In [None]:
# default_exp parquet

In [None]:
#hide
from nbdev.showdoc import *

In [None]:
#hide
# stellt sicher, dass beim verändern der core library diese wieder neu geladen wird
%load_ext autoreload
%autoreload 2

# 00_01_Parquet_Basics
Notebook to explore the basics of Parquet
Links
* Spark documentation https://spark.apache.org/docs/2.4.5/

In [None]:
# common imports
import os
import zipfile
from bfh_cas_bgd_fs2020_sa.core import *

In [None]:
# Check the current working dir
print(os.getcwd())

C:\ieu\projects\bfh_cas_bgd_fs2020_sa


In [None]:
# Basic Definition
data_folder = "./data/" # folder with testdata
temp_folder = "./tmp/"
parquet_folder = "./parquet/"
data_files = ['2019q3.zip','2019q4.zip']

## Init Spark
This code initialises the SparkSession and therefore the SparkContext. Pressing the link "Spark UI" opens the Spark UI for this session.

In [None]:
# init Spark
spark = get_spark_session() # Session anlegen
spark # display the moste important information of the session

## Datafiles
The directory contains two zipfiles (2019q3.zip, 2019q4.zip). Each of them contains 4 csv files. The columns and the relation between these files are described in the readme.htm.<br>
Each zip file contains all quarterly and yearly reports that were filled during the quarter denoted by the filename.

### Unpacking
In a first step, the content of the files are unzipped and placed in separated folders

In [None]:
for data_file in data_files:
    path_to_zip_file = data_folder + data_file
    directory_to_extract_to = temp_folder + data_file[:-4]
    with zipfile.ZipFile(path_to_zip_file, 'r') as zip_ref:
        zip_ref.extractall(directory_to_extract_to)

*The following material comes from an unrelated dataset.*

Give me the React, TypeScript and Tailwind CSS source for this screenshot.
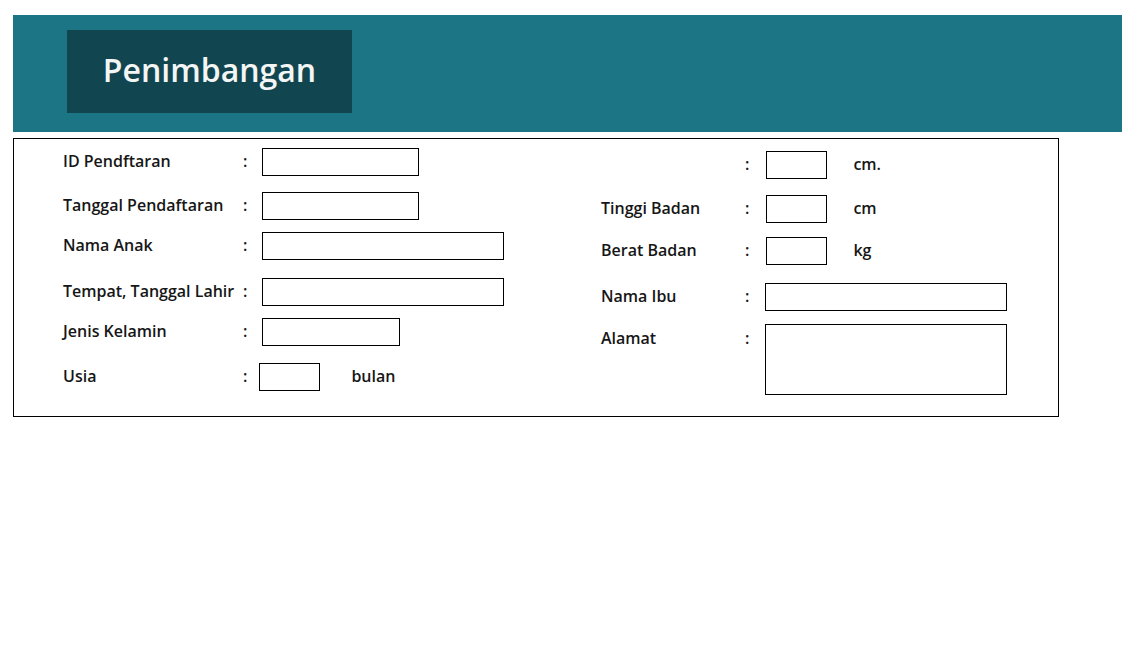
const font = { fontFamily: "'Open Sans', Lato, sans-serif" };

function Field({
  label,
  width,
  height = "h-[28px]",
  unit,
  labelW,
  gap = "ml-[15px]",
  unitGap = "ml-[26px]",
  className = "",
  alignTop = false,
}: {
  label: string;
  width: string;
  height?: string;
  unit?: string;
  labelW: string;
  gap?: string;
  unitGap?: string;
  className?: string;
  alignTop?: boolean;
}) {
  const text = "text-[16px] font-semibold text-[#161616] leading-none";
  return (
    <div className={`flex ${alignTop ? "items-start" : "items-center"} ${className}`}>
      <span className={`${labelW} shrink-0 ${text} ${alignTop ? "mt-[6px]" : "-mt-[3px]"}`}>{label}</span>
      <span className={`${text} ${alignTop ? "mt-[6px]" : "-mt-[3px]"}`}>:</span>
      <div className={`${gap} ${width} ${height} border border-black bg-white shrink-0`} />
      {unit && <span className={`${unitGap} ${text} -mt-[3px]`}>{unit}</span>}
    </div>
  );
}

export default function App() {
  return (
    <div className="min-h-screen bg-white pt-[15px] pl-[13px]" style={font}>
      {/* Header */}
      <header className="w-[1109px] h-[117px] bg-[#1c7585] pt-[15px] pl-[54px]">
        <div className="w-[285px] h-[83px] bg-[#114650] flex items-center justify-center">
          <h1 className="text-[32px] font-semibold text-[#f4f6f6] leading-none -mt-[4px]">Penimbangan</h1>
        </div>
      </header>

      {/* Form */}
      <section className="mt-[6px] w-[1046px] h-[279px] border border-black flex pl-[49px]">
        <div className="w-[538px] pt-[9px] flex flex-col">
          <Field label="ID Pendftaran" labelW="w-[180px]" width="w-[157px]" />
          <Field label="Tanggal Pendaftaran" labelW="w-[180px]" width="w-[157px]" className="mt-[16px]" />
          <Field label="Nama Anak" labelW="w-[180px]" width="w-[242px]" className="mt-[12px]" />
          <Field label="Tempat, Tanggal Lahir" labelW="w-[180px]" width="w-[242px]" className="mt-[18px]" />
          <Field label="Jenis Kelamin" labelW="w-[180px]" width="w-[138px]" className="mt-[12px]" />
          <Field label="Usia" labelW="w-[180px]" width="w-[61px]" gap="ml-[12px]" unit="bulan" unitGap="ml-[31px]" className="mt-[17px]" />
        </div>
        <div className="pt-[12px] flex flex-col">
          <Field label="" labelW="w-[144px]" width="w-[61px]" gap="ml-[17px]" unit="cm." />
          <Field label="Tinggi Badan" labelW="w-[144px]" width="w-[61px]" gap="ml-[17px]" unit="cm" className="mt-[16px]" />
          <Field label="Berat Badan" labelW="w-[144px]" width="w-[61px]" gap="ml-[17px]" unit="kg" className="mt-[14px]" />
          <Field label="Nama Ibu" labelW="w-[144px]" width="w-[242px]" gap="ml-[16px]" className="mt-[18px]" />
          <Field label="Alamat" labelW="w-[144px]" width="w-[242px]" height="h-[71px]" gap="ml-[16px]" className="mt-[13px]" alignTop />
        </div>
      </section>
    </div>
  );
}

the sizes of the directories

In [None]:
print('Data folder: ', get_size_format(get_directory_size(data_folder)))
print('Temp folder: ', get_size_format(get_directory_size(temp_folder)))

Data folder:  76.76MB
Temp folder:  748.04MB


## Using Parquet
let us read a csv file and store it as a parquet file
* API doc of the csv reader: https://spark.apache.org/docs/2.4.5/api/python/pyspark.sql.html?highlight=parquet#pyspark.sql.DataFrameReader.csv
* API doc of the parquet writer: https://spark.apache.org/docs/2.4.5/api/python/pyspark.sql.html?highlight=parquet#pyspark.sql.DataFrameWriter.parquet

In [None]:
# imports that are used in this section
from pyspark.sql.types import StructType, StructField, StringType, DateType, DoubleType, IntegerType
from pyspark.sql.functions import countDistinct, year, month

In [None]:
# as a test csv file, "num.txt" from the folder 2019q3 is used
test_file = temp_folder + '2019q3/num.txt'
print('size of test file: ', get_size_format(os.path.getsize(test_file)))

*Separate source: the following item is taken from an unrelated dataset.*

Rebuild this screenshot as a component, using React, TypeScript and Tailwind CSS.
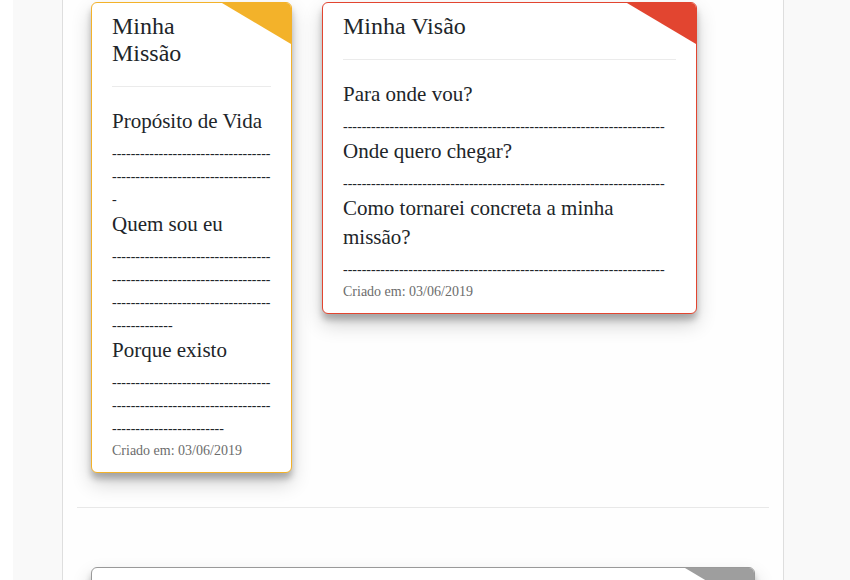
import React from 'react';

type Field = { label: string; dashes: number };

function Card({
  title,
  fields,
  width,
  border,
  corner,
}: {
  title: string;
  fields: Field[];
  width: string;
  border: string;
  corner: string;
}) {
  return (
    <div
      className={`relative overflow-hidden rounded-[6px] border bg-white px-5 pt-[10px] pb-[11px] shadow-[0_10px_20px_rgba(0,0,0,0.19),0_6px_6px_rgba(0,0,0,0.23)] ${width} ${border}`}
    >
      {/* canto colorido */}
      <div className={`absolute top-0 right-0 h-0 w-0 border-t-[41px] border-l-[69px] border-l-transparent ${corner}`} />

      <h3 className="pr-[70px] text-[24px] leading-[27px] text-[#212529]">{title}</h3>
      <div className="mt-[19px] h-px bg-[#ebebeb]" />

      <div className="mt-5">
        {fields.map((f) => (
          <div key={f.label}>
            <p className="text-[21px] leading-[29px] text-[#212529]">{f.label}</p>
            <p className="mt-[6px] -mb-px break-all text-[14px] leading-[23px] text-[#212529]">{'-'.repeat(f.dashes)}</p>
          </div>
        ))}
      </div>

      <p className="mt-[2px] text-[14px] leading-[20px] text-[#6c6c6c]">Criado em: 03/06/2019</p>
    </div>
  );
}

export default function App() {
  return (
    <div className="min-h-[580px] bg-white pl-[13px] font-['Liberation_Serif',serif]">
      <div className="min-h-[580px] bg-[#f9f9f9] pl-[49px]">
        <div className="min-h-[580px] w-[722px] border-x border-[#dedede] bg-[#fefefe]">
          {/* cartões */}
          <div className="flex items-start gap-[30px] pt-[2px] pl-[28px]">
            <Card
              title="Minha Missão"
              width="w-[201px]"
              border="border-[#f3b22a]"
              corner="border-t-[#f3b22a]"
              fields={[
                { label: 'Propósito de Vida', dashes: 69 },
                { label: 'Quem sou eu', dashes: 115 },
                { label: 'Porque existo', dashes: 92 },
              ]}
            />
            <Card
              title="Minha Visão"
              width="w-[375px]"
              border="border-[#e24530]"
              corner="border-t-[#e24530]"
              fields={[
                { label: 'Para onde vou?', dashes: 69 },
                { label: 'Onde quero chegar?', dashes: 69 },
                { label: 'Como tornarei concreta a minha missão?', dashes: 69 },
              ]}
            />
          </div>

          <div className="mx-[14px] mt-[34px] h-px bg-[#e8e8e8]" />

          {/* próximo cartão */}
          <div className="mx-[28px] mt-[59px] pb-10">
            <div className="relative h-[120px] overflow-hidden rounded-[6px] border border-[#999999] bg-white shadow-[0_10px_20px_rgba(0,0,0,0.19),0_6px_6px_rgba(0,0,0,0.23)]">
              <div className="absolute top-0 right-0 h-0 w-0 border-t-[41px] border-l-[69px] border-l-transparent border-t-[#9e9e9e]" />
            </div>
          </div>
        </div>
      </div>
    </div>
  );
}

size of test file:  236.70MB


### Reading a CSV file
As a first step, the csv file has to be loaded into a spark df. <br>
The file has a header row and the columns are separated by a TAB (\t).

In [None]:
df_test_num = spark.read.csv(test_file, sep='\t', header=True)

When checking the format in the next cell, we see that all columns were read as a string. That is ok for most of the columns but when checking the definitions for the num.txt file in the readme.htm we see, that ddate is a date in the format 'yyyymmdd', qtrs and coreg are 'int' and value is a float.

In [None]:
print('first row:      ', df_test_num.head(1))
print('number of rows :', df_test_num.count())
df_test_num.printSchema()

first row:       [Row(adsh='0001625376-19-000017', tag='EntityPublicFloat', version='dei/2014', coreg=None, ddate='20180430', qtrs='0', uom='USD', value='0.0000', footnote=None)]
number of rows : 2325267
root
 |-- adsh: string (nullable = true)
 |-- tag: string (nullable = true)
 |-- version: string (nullable = true)
 |-- coreg: string (nullable = true)
 |-- ddate: string (nullable = true)
 |-- qtrs: string (nullable = true)
 |-- uom: string (nullable = true)
 |-- value: string (nullable = true)
 |-- footnote: string (nullable = true)



In [None]:
# show how many different reports are available in this quarter
df2 = df_test_num.select(countDistinct("adsh"))
df2.show()

+--------------------+
|count(DISTINCT adsh)|
+--------------------+
|                6283|
+--------------------+



Acutally, spark can try to infer the types of the columns from the data itself, so lets try that by using the "inferSchema" option

In [None]:
df_test_num = spark.read.csv(test_file, sep='\t', header=True, inferSchema=True)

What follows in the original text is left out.